{
 "cells": [
  {
   "cell_type": "markdown",
   "metadata": {},
   "source": [
    "# DoWhy example on the Lalonde dataset\n",
    "\n",
    "Thanks to [@mizuy](https://github.com/mizuy) for providing this example. Here we use the Lalonde dataset and apply IPW estimator to it. "
   ]
  },
  {
   "cell_type": "markdown",
   "metadata": {},
   "source": [
    "## 1. Load the data"
   ]
  },
  {
   "cell_type": "code",
   "execution_count": null,
   "metadata": {},
   "outputs": [],
   "source": [
    "import dowhy.datasets\n",
    "\n",
    "lalonde = dowhy.datasets.lalonde_dataset()"
   ]
  },
  {
   "cell_type": "markdown",
   "metadata": {},
   "source": [
    "## 2. Run DoWhy analysis: model, identify, estimate"
   ]
  },
  {
   "cell_type": "code",
   "execution_count": null,
   "metadata": {},
   "outputs": [],
   "source": [
    "from dowhy import CausalModel\n",
    "\n",
    "\n",
    "model=CausalModel(\n",
    "        data = lalonde,\n",
    "        treatment='treat',\n",
    "        outcome='re78',\n",
    "        common_causes='nodegr+black+hisp+age+educ+married'.split('+'))\n",
    "identified_estimand = model.identify_effect(proceed_when_unidentifiable=True)\n",
    "estimate = model.estimate_effect(identified_estimand,\n",
    "        method_name=\"backdoor.propensity_score_weighting\",\n",
    "        target_units=\"ate\",                         \n",
    "        method_params={\"weighting_scheme\":\"ips_weight\"})\n",
    "\n",
    "print(\"Causal Estimate is \" + str(estimate.value))\n",
    "\n",
    "import statsmodels.formula.api as smf\n",
    "reg=smf.wls('re78~1+treat', data=lalonde, weights=lalonde.ips_stabilized_weight)\n",
    "res=reg.fit()\n",
    "res.summary()"
   ]
  },
  {
   "cell_type": "markdown",
   "metadata": {},
   "source": [
    "## 3. Interpret the estimate\n",
    "The plot below shows how the distribution of a confounder, \"married\" changes from the original data to the weighted data.

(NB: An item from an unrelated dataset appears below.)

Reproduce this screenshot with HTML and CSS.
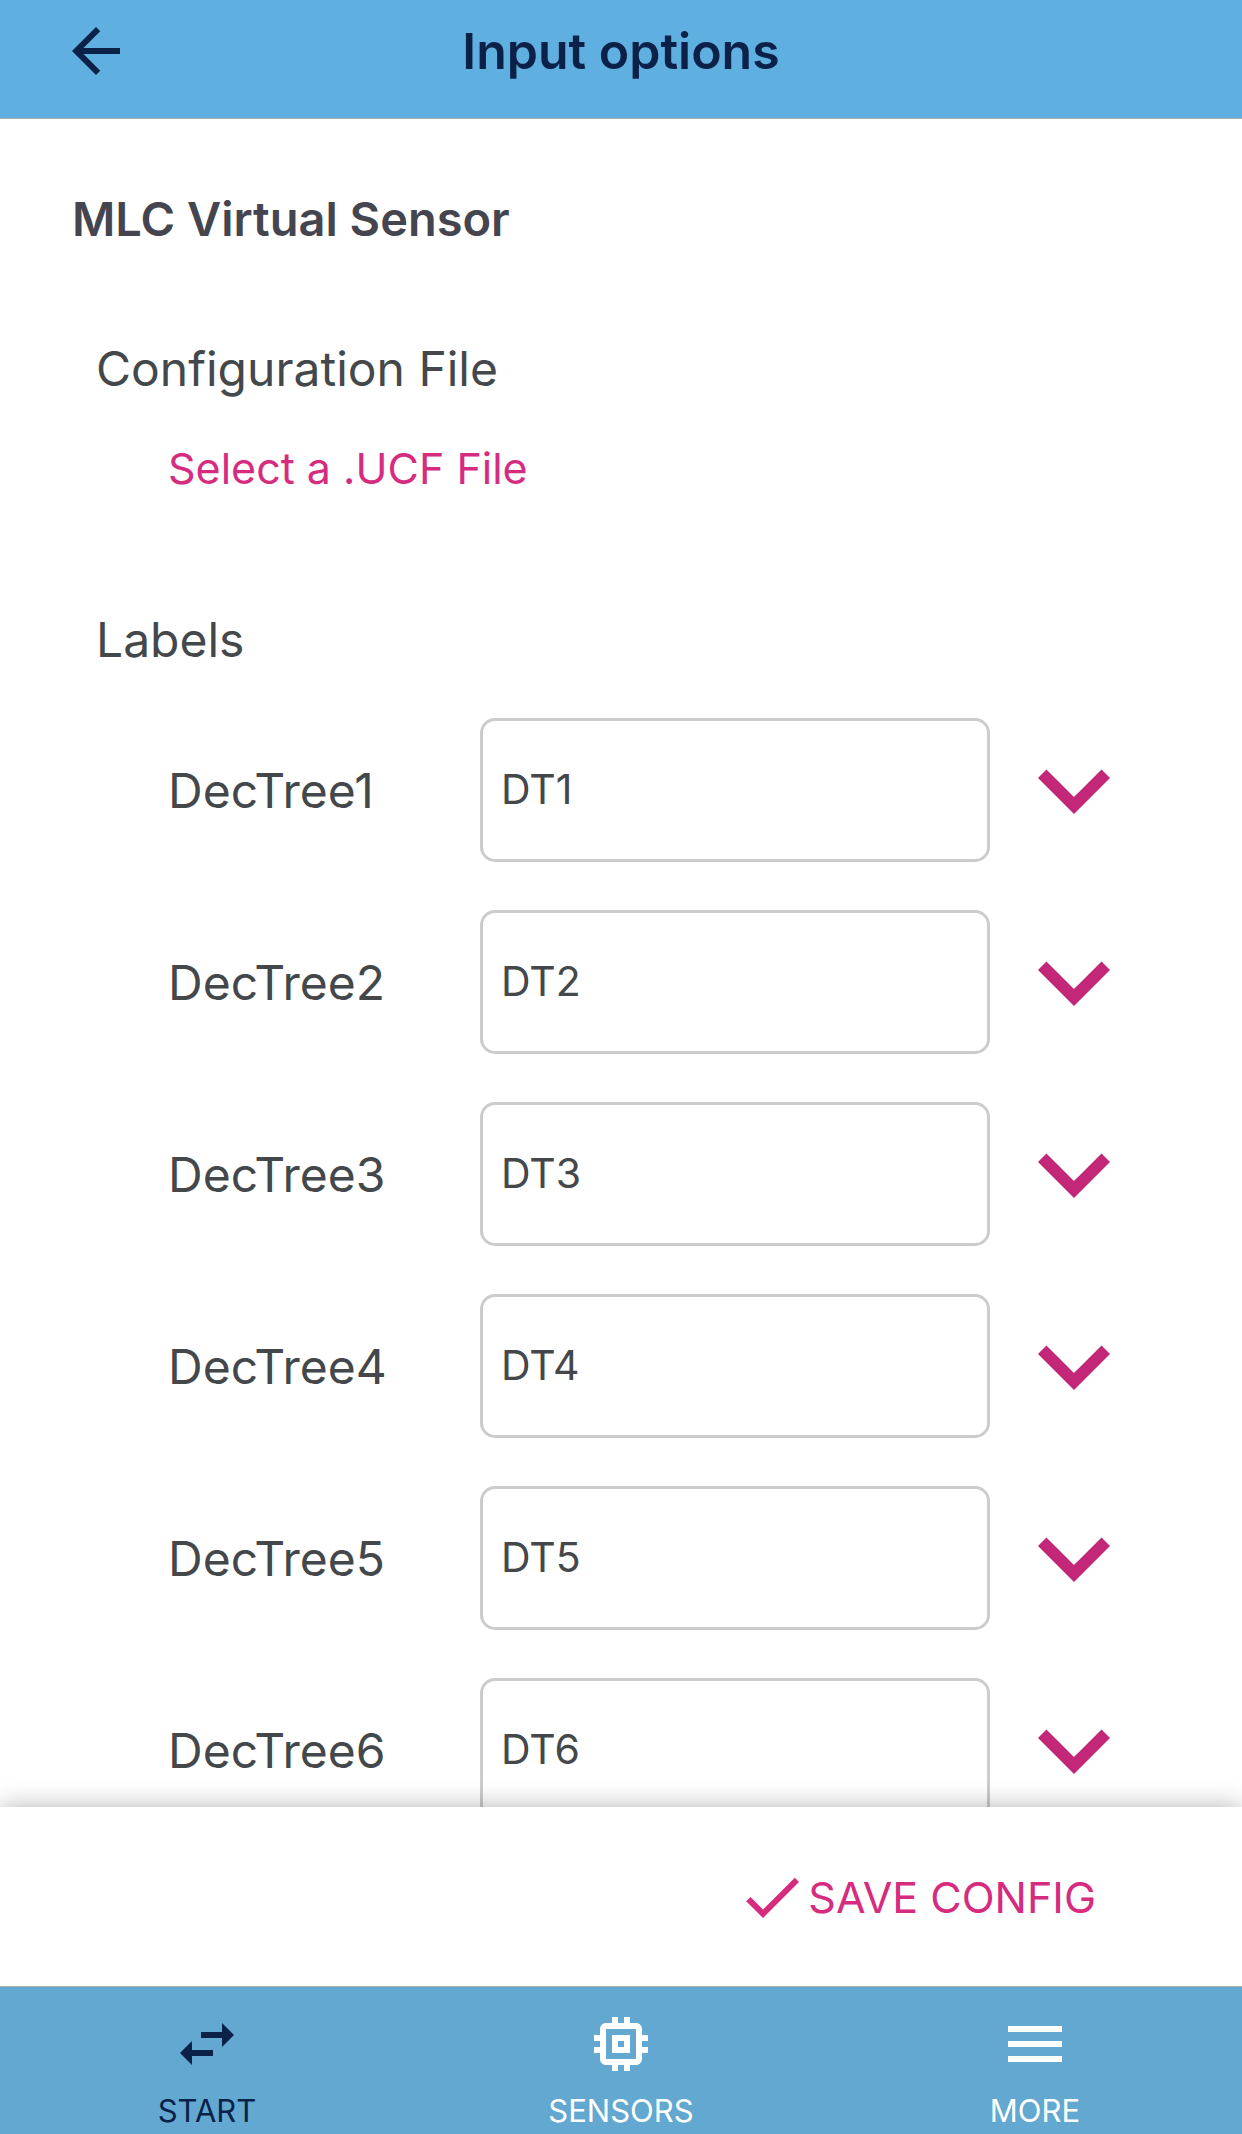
FILE: index.html
```html
<!DOCTYPE html>
<html lang="en">
<head>
<meta charset="utf-8">
<meta name="viewport" content="width=device-width, initial-scale=1">
<title>Input options</title>
<link rel="stylesheet" href="styles.css">
</head>
<body>
<header class="topbar">
  <button class="icon-button" type="button" aria-label="Back">
    <svg class="icon" viewBox="0 0 24 24" aria-hidden="true"><path d="M20 11H7.83l5.59-5.59L12 4l-8 8 8 8 1.41-1.41L7.83 13H20v-2z"/></svg>
  </button>
  <h1 class="topbar-title">Input options</h1>
</header>

<main class="content">
  <h2 class="sensor-name">MLC Virtual Sensor</h2>

  <section class="group">
    <h3 class="group-title">Configuration File</h3>
    <button class="file-button" type="button">Select a .UCF File</button>
  </section>

  <section class="group">
    <h3 class="group-title">Labels</h3>
    <div class="rows">
      <div class="row">
        <label class="row-label" for="dt1">DecTree1</label>
        <input class="row-input" id="dt1" type="text" value="DT1">
        <button class="icon-button expand" type="button" aria-label="Expand DecTree1"><svg class="icon-large" viewBox="0 0 24 24" aria-hidden="true"><path d="M16.59 8.59L12 13.17 7.41 8.59 6 10l6 6 6-6z"/></svg></button>
      </div>
      <div class="row">
        <label class="row-label" for="dt2">DecTree2</label>
        <input class="row-input" id="dt2" type="text" value="DT2">
        <button class="icon-button expand" type="button" aria-label="Expand DecTree2"><svg class="icon-large" viewBox="0 0 24 24" aria-hidden="true"><path d="M16.59 8.59L12 13.17 7.41 8.59 6 10l6 6 6-6z"/></svg></button>
      </div>
      <div class="row">
        <label class="row-label" for="dt3">DecTree3</label>
        <input class="row-input" id="dt3" type="text" value="DT3">
        <button class="icon-button expand" type="button" aria-label="Expand DecTree3"><svg class="icon-large" viewBox="0 0 24 24" aria-hidden="true"><path d="M16.59 8.59L12 13.17 7.41 8.59 6 10l6 6 6-6z"/></svg></button>
      </div>
      <div class="row">
        <label class="row-label" for="dt4">DecTree4</label>
        <input class="row-input" id="dt4" type="text" value="DT4">
        <button class="icon-button expand" type="button" aria-label="Expand DecTree4"><svg class="icon-large" viewBox="0 0 24 24" aria-hidden="true"><path d="M16.59 8.59L12 13.17 7.41 8.59 6 10l6 6 6-6z"/></svg></button>
      </div>
      <div class="row">
        <label class="row-label" for="dt5">DecTree5</label>
        <input class="row-input" id="dt5" type="text" value="DT5">
        <button class="icon-button expand" type="button" aria-label="Expand DecTree5"><svg class="icon-large" viewBox="0 0 24 24" aria-hidden="true"><path d="M16.59 8.59L12 13.17 7.41 8.59 6 10l6 6 6-6z"/></svg></button>
      </div>
      <div class="row">
        <label class="row-label" for="dt6">DecTree6</label>
        <input class="row-input" id="dt6" type="text" value="DT6">
        <button class="icon-button expand" type="button" aria-label="Expand DecTree6"><svg class="icon-large" viewBox="0 0 24 24" aria-hidden="true"><path d="M16.59 8.59L12 13.17 7.41 8.59 6 10l6 6 6-6z"/></svg></button>
      </div>
    </div>
  </section>
</main>

<div class="actions">
  <button class="save-button" type="button">
    <svg class="icon" viewBox="0 0 24 24" aria-hidden="true"><path d="M9 16.17L4.83 12l-1.42 1.41L9 19 21 7l-1.41-1.41z"/></svg>
    <span>SAVE CONFIG</span>
  </button>
</div>

<nav class="tabs" aria-label="Main">
  <a class="tab tab-active" href="#start" aria-current="page">
    <svg class="icon" viewBox="0 0 24 24" aria-hidden="true"><path d="M6.99 11L3 15l3.99 4v-3H14v-2H6.99v-3zM21 9l-3.99-4v3H10v2h7.01v3L21 9z"/></svg>
    <span>START</span>
  </a>
  <a class="tab" href="#sensors">
    <svg class="icon" viewBox="0 0 24 24" aria-hidden="true"><path d="M15 9H9v6h6V9zm-2 4h-2v-2h2v2zm8-2V9h-2V7c0-1.1-.9-2-2-2h-2V3h-2v2h-2V3H9v2H7c-1.1 0-2 .9-2 2v2H3v2h2v2H3v2h2v2c0 1.1.9 2 2 2h2v2h2v-2h2v2h2v-2h2c1.1 0 2-.9 2-2v-2h2v-2h-2v-2h2zm-4 6H7V7h10v10z"/></svg>
    <span>SENSORS</span>
  </a>
  <a class="tab" href="#more">
    <svg class="icon" viewBox="0 0 24 24" aria-hidden="true"><path d="M3 18h18v-2H3v2zm0-5h18v-2H3v2zm0-7v2h18V6H3z"/></svg>
    <span>MORE</span>
  </a>
</nav>
</body>
</html>
```
FILE: styles.css
```css
:root {
  --navy: #0c2148;
  --pink: #d62c7f;
  --text: #44484b;
}

* {
  box-sizing: border-box;
}

body {
  margin: 0;
  height: 100vh;
  display: flex;
  flex-direction: column;
  background: #fff;
  color: var(--text);
  font-family: Inter, "Liberation Sans", sans-serif;
  font-size: 48px;
  line-height: 60px;
}

h1, h2, h3 {
  margin: 0;
}

button, input {
  font: inherit;
  color: inherit;
}

button {
  padding: 0;
  border: 0;
  background: none;
  cursor: pointer;
}

.icon, .icon-large {
  display: block;
  fill: currentColor;
}

.icon {
  width: 72px;
  height: 72px;
}

.icon-large {
  width: 144px;
  height: 144px;
}

.topbar {
  flex: none;
  display: grid;
  grid-template-columns: 72px 1fr 72px;
  align-items: center;
  padding: 15px 60px 31px;
  border-bottom: 1px solid #a9aeb2;
  background: #60afe1;
  color: var(--navy);
}

.topbar-title {
  font-size: 50px;
  font-weight: 600;
  text-align: center;
}

.content {
  flex: 1;
  min-height: 0;
  overflow-y: auto;
  scrollbar-width: none;
  padding: 70px 96px 0 72px;
}

.sensor-name {
  color: #45454f;
  font-size: 47px;
  font-weight: 600;
}

.group {
  padding-left: 24px;
}

.sensor-name + .group {
  margin: 90px 0 112px;
}

.group-title {
  font-size: 48px;
  font-weight: 400;
}

.file-button {
  display: block;
  margin: 39px 0 0 72px;
  color: var(--pink);
  font-size: 43px;
}

.rows {
  display: grid;
  gap: 48px;
  margin-top: 48px;
  padding-left: 72px;
}

.row {
  display: grid;
  grid-template-columns: 300px 1fr 144px;
  column-gap: 12px;
  align-items: center;
}

.row-label {
  padding-top: 2px;
}

.row-input {
  width: 100%;
  min-width: 0;
  height: 144px;
  padding: 0 18px 3px;
  border: 3px solid #ccc;
  border-radius: 15px;
  background: #fff;
  font-size: 41px;
}

.expand {
  color: #c32878;
}

.actions {
  flex: none;
  z-index: 1;
  display: flex;
  justify-content: flex-end;
  padding: 54px 146px 53px;
  background: #fff;
  box-shadow: 0 0 24px rgba(0, 0, 0, 0.3);
}

.save-button {
  display: flex;
  align-items: center;
  color: var(--pink);
  font-size: 43px;
}

.tabs {
  flex: none;
  z-index: 2;
  display: grid;
  grid-template-columns: repeat(3, 1fr);
  border-top: 1px solid #a9aeb2;
  background: #62a8d1;
}

.tab {
  display: flex;
  flex-direction: column;
  align-items: center;
  gap: 13px;
  padding: 21px 0 5px;
  color: #fff;
  font-size: 31px;
  line-height: 36px;
  text-decoration: none;
}

.tab-active {
  color: var(--navy);
}
```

In both datasets, we compare the distribution of \"married\" across treated and untreated units."
   ]
  },
  {
   "cell_type": "code",
   "execution_count": null,
   "metadata": {},
   "outputs": [],
   "source": [
    "estimate.interpret(method_name=\"confounder_distribution_interpreter\",var_type='discrete',\n",
    "                   var_name='married', fig_size = (10, 7), font_size = 12)"
   ]
  },
  {
   "cell_type": "markdown",
   "metadata": {},
   "source": [
    "## 4. Sanity check: compare to manual IPW estimate"
   ]
  },
  {
   "cell_type": "code",
   "execution_count": null,
   "metadata": {},
   "outputs": [],
   "source": [
    "df = model._data\n",
    "ps = df['propensity_score']\n",
    "y = df['re78']\n",
    "z = df['treat']\n",
    "\n",
    "ey1 = z*y/ps / sum(z/ps)\n",
    "ey0 = (1-z)*y/(1-ps) / sum((1-z)/(1-ps))\n",
    "ate = ey1.sum()-ey0.sum()\n",
    "print(\"Causal Estimate is \" + str(ate))\n",
    "\n",
    "# correct -> Causal Estimate is 1634.9868359746906"
   ]
  }
 ],
 "metadata": {
  "kernelspec": {
   "display_name": "Python 3 (ipykernel)",
   "language": "python",
   "name": "python3"
  },
  "language_info": {
   "codemirror_mode": {
    "name": "ipython",
    "version": 3
   },
   "file_extension": ".py",
   "mimetype": "text/x-python",
   "name": "python",
   "nbconvert_exporter": "python",
   "pygments_lexer": "ipython3",
   "version": "3.8.12"
  },
  "toc": {
   "base_numbering": 1,
   "nav_menu": {},
   "number_sections": false,
   "sideBar": true,
   "skip_h1_title": true,
   "title_cell": "Table of Contents",
   "title_sidebar": "Contents",
   "toc_cell": false,
   "toc_position": {},
   "toc_section_display": true,
   "toc_window_display": false
  }
 },
 "nbformat": 4,
 "nbformat_minor": 2
}